Gold (Three-Year Chart)
Silver (Three-Year Chart)
There are a number of factors for these outsized moves, as we've discussed in the past. Foremost is the turnaround in investor demand for gold. After accumulating gold for 11 straight years, in aggregate, exchange-traded funds are on track to become net sellers of the metal for the first time in 2013. This shift is not merely a reduction in demand. Rather, it is "negative demand," which is the equivalent of an increase in supply. Whereas ETFs were taking gold off the open market in the past, they are now dumping millions of ounces onto the market.
Since the start of the year, holdings of gold across all exchange-traded funds are down 7.2 million ounces (223 metric tons), nearly wiping out the 9-million-ounce increase during 2012. These are significant numbers. For context, 7.2 million ounces represents almost 5% of annual global gold demand. Moreover, there is plenty of gold still tied up in exchange-traded funds that can be liquidated with the mere click of a button. As prices continue to plummet, jittery investors could throw in the towel, fearing an even more protracted decline.
In contrast to that of gold, investment demand in silver has been surging this year (see also: "Silver Coin Sales 'Absolutely Sizzling' This Year, But Every Investor Is Losing Money. Here's Why"). Silver investment demand was at record levels during the first quarter, indicating that the retail investors who favor the metal remain bullish. The high levels of silver demand may help explain the relatively close performance of the two metals thus far this year. Gold is down by 19%, while silver is down 24%. Typically, we would expect volatile silver to be down much more than its counterpart. In any case, the old adage in the precious metals market -- where gold goes so too shall silver -- continues to ring true.
Gold ETF Holdings
Silver ETF Holdings
In addition to the evaporation in investment demand, technical factors have played a role in gold's decline. The $1,525 level (and, equivalently, $26 on silver) was closely watched by traders. Once prices broke through that level on Friday, there was no support left. It was like a black hole opened up that sucked prices ever lower.

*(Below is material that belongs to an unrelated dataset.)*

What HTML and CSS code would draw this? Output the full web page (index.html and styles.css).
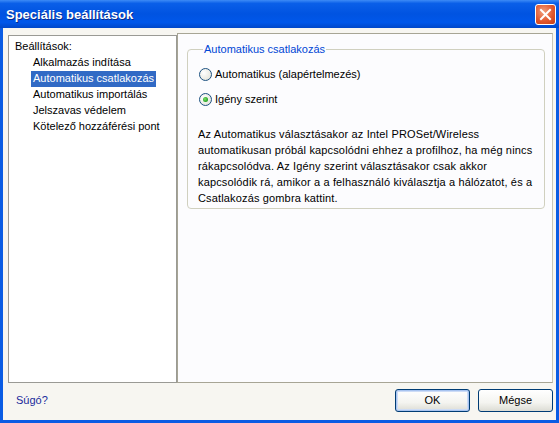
FILE: index.html
```html
<!DOCTYPE html>
<html lang="hu">
<head>
    <meta charset="UTF-8">
    <title>Speciális beállítások</title>
    <link rel="stylesheet" href="styles.css">
</head>
<body>
    <div class="window">
        <div class="titlebar">
            <span class="title">Speciális beállítások</span>
            <button class="close-btn" aria-label="Bezárás">
                <svg width="13" height="13" viewBox="0 0 13 13">
                    <path d="M2 2 L11 11 M11 2 L2 11" stroke="#fff" stroke-width="2" stroke-linecap="square"/>
                </svg>
            </button>
        </div>

        <div class="content">
            <div class="main">
                <div class="tree">
                    <div class="tree-root">Beállítások:</div>
                    <div class="tree-item">Alkalmazás indítása</div>
                    <div class="tree-item selected">Automatikus csatlakozás</div>
                    <div class="tree-item">Automatikus importálás</div>
                    <div class="tree-item">Jelszavas védelem</div>
                    <div class="tree-item">Kötelező hozzáférési pont</div>
                </div>

                <div class="panel">
                    <fieldset class="group">
                        <legend>Automatikus csatlakozás</legend>
                        <label class="radio">
                            <span class="radio-dot"></span>
                            Automatikus (alapértelmezés)
                        </label>
                        <label class="radio">
                            <span class="radio-dot checked"></span>
                            Igény szerint
                        </label>
                        <p class="desc">Az Automatikus választásakor az Intel PROSet/Wireless automatikusan próbál kapcsolódni ehhez a profilhoz, ha még nincs rákapcsolódva. Az Igény szerint választásakor csak akkor kapcsolódik rá, amikor a a felhasználó kiválasztja a hálózatot, és a Csatlakozás gombra kattint.</p>
                    </fieldset>
                </div>
            </div>

            <div class="footer">
                <a href="#" class="help-link">Súgó?</a>
                <div class="buttons">
                    <button class="btn default">OK</button>
                    <button class="btn">Mégse</button>
                </div>
            </div>
        </div>
    </div>
</body>
</html>
```

FILE: styles.css
```css
* {
    margin: 0;
    padding: 0;
    box-sizing: border-box;
}

body {
    font-family: 'Liberation Sans', Arial, sans-serif;
    font-size: 11px;
    color: #000;
    background: #fff;
}

.window {
    width: 559px;
    height: 423px;
    display: flex;
    flex-direction: column;
    background: #0a5ce4;
    padding: 0 3px 3px 3px;
}

.titlebar {
    height: 28px;
    flex-shrink: 0;
    display: flex;
    align-items: center;
    justify-content: space-between;
    margin: 0 -3px;
    padding: 0 3px 0 6px;
    background: linear-gradient(to bottom, #3d8bf6 0%, #0a5fe8 12%, #0053e1 50%, #0057ea 80%, #0047c9 100%);
}

.title {
    color: #fff;
    font-family: 'Liberation Sans', Arial, sans-serif;
    font-weight: bold;
    font-size: 13px;
    text-shadow: 1px 1px 0 #0a2a8a;
}

.close-btn {
    width: 21px;
    height: 21px;
    border: 1px solid #fff;
    border-radius: 3px;
    background: radial-gradient(circle at 40% 35%, #f0a080 0%, #e2582f 55%, #c63d14 100%);
    display: flex;
    align-items: center;
    justify-content: center;
}

.content {
    flex: 1;
    display: flex;
    flex-direction: column;
    background: #f7f6f1;
    padding: 5px 3px 0 5px;
}

.main {
    display: flex;
    height: 350px;
}

.tree {
    width: 169px;
    margin-top: 2px;
    height: 348px;
    background: #fff;
    border: 1px solid #9a9a95;
    padding: 3px 0 0 0;
}

.tree-root {
    height: 16px;
    line-height: 15px;
    padding-left: 6px;
}

.tree-item {
    height: 16px;
    line-height: 15px;
    margin-left: 22px;
    padding: 0 2px;
    width: fit-content;
}

.tree-item.selected {
    background: #316ac5;
    color: #fff;
}

.panel {
    flex: 1;
    background: #fcfcfe;
    border: 1px solid #a7a595;
    border-right-color: #c8c6b8;
    padding: 9px 7px 0 9px;
}

.group {
    border: 1px solid #d0d0bf;
    border-radius: 4px;
    padding: 12px 8px 2px 10px;
}

.group legend {
    color: #0046d5;
    padding: 0 1px;
    margin-left: 5px;
}

.radio {
    display: flex;
    align-items: center;
    gap: 3px;
    height: 14px;
    margin-bottom: 11px;
    margin-left: 1px;
}

.radio-dot {
    width: 13px;
    height: 13px;
    border-radius: 50%;
    border: 1px solid #1c5180;
    background: radial-gradient(circle at 35% 35%, #ffffff 0%, #e8e8e0 70%, #d6d5cb 100%);
    display: flex;
    align-items: center;
    justify-content: center;
}

.radio-dot.checked::after {
    content: '';
    width: 5px;
    height: 5px;
    border-radius: 50%;
    background: radial-gradient(circle at 40% 40%, #7fe06a 0%, #21a121 70%);
}

.desc {
    margin-top: 20px;
    line-height: 16px;
    letter-spacing: 0.15px;
}

.footer {
    flex: 1;
    display: flex;
    justify-content: space-between;
    align-items: center;
    padding: 0 0 3px 8px;
}

.help-link {
    color: #1a2b9c;
    text-decoration: none;
}

.buttons {
    display: flex;
    gap: 8px;
}

.btn {
    width: 75px;
    height: 23px;
    font-family: inherit;
    font-size: 11px;
    border: 1px solid #003c74;
    border-radius: 3px;
    background: linear-gradient(to bottom, #ffffff 0%, #f4f4f0 60%, #dcdcd4 100%);
    color: #000;
}

.btn.default {
    box-shadow: inset 0 0 0 1px #a8c4f0, inset 0 0 0 2px #cddcf6;
}
```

The fate of gold is inextricably tied to investor psychology. There's no question that confidence in the yellow metal has been shattered. And it's not only at the retail or institutional level. Central banks -- which collectively purchased the most gold in 50 years in 2012 -- will also be reluctant to add to their holdings as prices free fall. That's why it's impossible to forecast where prices will go from here. At this point, investors will do well to heed another bit of market wisdom: "Don't catch a falling knife."